I am suffering from a bad cold today. This my third day, but the worst one. I’m hoping that it will improve rapidly from here.
I wasn’t very hungry at all and skipped breakfast today, but I thought that I should make some sort of light, but nourishing soup for lunch– full of garlic and ginger in a tasty broth. I used what I had in the house, and this is what I came up with– very delicious, and, importantly, very fast and easy to make, even when not at your best.
I hope you enjoy it– even if you don’t have a cold.
Printable copy
BRYANNA’S NEW YUMMY SOUP FOR A COLD (or any old time)
Servings: 6
9 cups very tasty vegan “chicken-y” broth (I use “Better Than Bouillion No-Chicken Vegan Soup Base”)
1 cup water
1 cup broken up dry Soy Curls
(OR use 1 1/2-2 cups thin commercial vegan “chicken-y” strips, or strips of “Chicken-y” seitan, or thin strips of extra-firm tofu)

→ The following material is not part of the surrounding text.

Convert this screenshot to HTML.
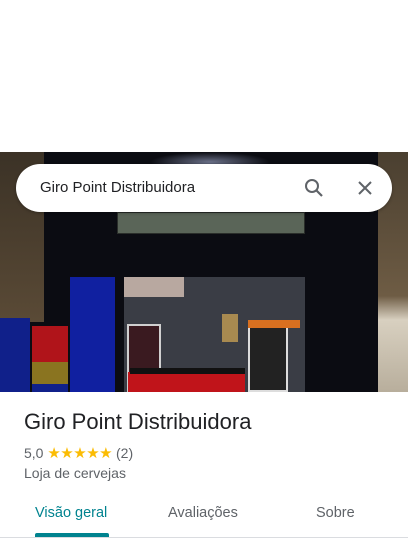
<!DOCTYPE html>
<html><head><meta charset="utf-8"><style>
*{margin:0;padding:0;box-sizing:border-box}
body{width:408px;height:544px;background:#fff;font-family:"Liberation Sans",Arial,sans-serif;position:relative;overflow:hidden}
.a{position:absolute}
</style></head><body>
<div class="a" style="left:0;top:152px;width:408px;height:240px;background:#0b0c12;overflow:hidden">
  <div class="a" style="left:0;top:0;width:44px;height:170px;background:linear-gradient(#3b3226,#5a4a36)"></div>
  <div class="a" style="left:378px;top:0;width:30px;height:240px;background:linear-gradient(#4a3f30,#6e5c44 60%,#d8d0c0 70%,#b8ae9c)"></div>
  <div class="a" style="left:150px;top:0;width:120px;height:20px;background:radial-gradient(ellipse at center,#6a7088,#0b0c12 70%)"></div>
  <div class="a" style="left:117px;top:60px;width:188px;height:22px;background:#5a6558;border:1px solid #2a2e2a"></div>
  <div class="a" style="left:124px;top:125px;width:181px;height:115px;background:#3a3d45"></div>
  <div class="a" style="left:124px;top:125px;width:60px;height:20px;background:#b8a8a0"></div>
  <div class="a" style="left:127px;top:172px;width:34px;height:70px;border:2px solid #d0d0d0;background:#3a1a20"></div>
  <div class="a" style="left:128px;top:220px;width:117px;height:20px;background:#c0141a"></div>
  <div class="a" style="left:130px;top:216px;width:115px;height:6px;background:#111"></div>
  <div class="a" style="left:248px;top:172px;width:40px;height:68px;border:2px solid #ddd;background:#222"></div>
  <div class="a" style="left:248px;top:168px;width:52px;height:8px;background:#d87020"></div>
  <div class="a" style="left:222px;top:162px;width:16px;height:28px;background:#a88a50"></div>
  <div class="a" style="left:70px;top:125px;width:45px;height:115px;background:#1020a0"></div>
  <div class="a" style="left:0;top:166px;width:30px;height:74px;background:#10208a"></div>
  <div class="a" style="left:32px;top:174px;width:36px;height:36px;background:#b0141a"></div>
  <div class="a" style="left:32px;top:210px;width:36px;height:22px;background:#8a7420"></div>
  <div class="a" style="left:32px;top:232px;width:36px;height:8px;background:#10208a"></div>
</div>
<div class="a" style="left:16px;top:164px;width:376px;height:48px;background:#fff;border-radius:24px;box-shadow:0 1px 3px rgba(0,0,0,.3)"></div>
<div class="a" style="left:40px;top:179px;font-size:15px;color:#202124">Giro Point Distribuidora</div>
<svg class="a" style="left:302px;top:176px" width="24" height="24" viewBox="0 0 24 24"><circle cx="10" cy="10" r="6" fill="none" stroke="#5f6368" stroke-width="2"/><path d="M14.5 14.5L20 20" stroke="#5f6368" stroke-width="2.2"/></svg>
<svg class="a" style="left:353px;top:176px" width="24" height="24" viewBox="0 0 24 24"><path d="M6 6L18 18M18 6L6 18" stroke="#5f6368" stroke-width="2"/></svg>
<div class="a" style="left:24px;top:409px;font-size:22px;color:#202124">Giro Point Distribuidora</div>
<div class="a" style="left:24px;top:444px;font-size:14px;color:#5f6368">5,0 <span style="color:#fbbc04;font-size:15px;letter-spacing:-0.5px">★★★★★</span> (2)</div>
<div class="a" style="left:24px;top:465px;font-size:14px;color:#5f6368">Loja de cervejas</div>
<div class="a" style="left:35px;top:505px;font-size:14.5px;color:#00838f">Visão geral</div>
<div class="a" style="left:168px;top:505px;font-size:14.5px;color:#5f6368">Avaliações</div>
<div class="a" style="left:316px;top:505px;font-size:14.5px;color:#5f6368">Sobre</div>
<div class="a" style="left:35px;top:533px;width:74px;height:4px;background:#00838f;border-radius:2px 2px 0 0"></div>
<div class="a" style="left:0;top:537px;width:408px;height:1px;background:#dadce0"></div>
</body></html>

4 oz. buckwheat soba noodles, broken in half (or other thin noodles of choice)
6 oz. kale leaves (stripped off stems), thinly sliced (other greens could be used instead)
4 Tbs grated fresh ginger
3 large cloves garlic, crushed
1 tsp Sriracha hot sauce
Optional: up to 1 Tbs soy sauce/tamari
Garnishes:
dark sesame oil
Sriracha
chopped green onions
In a large pot, bring the broth and water to a boil. Add the remaining ingredients (except for the Garnishes). Bring to a boil and then turn down and simmer for 5 minutes.
Taste the soup– if it’s not too salty, add up to 1 Tbs tamari/soy sauce, if desired.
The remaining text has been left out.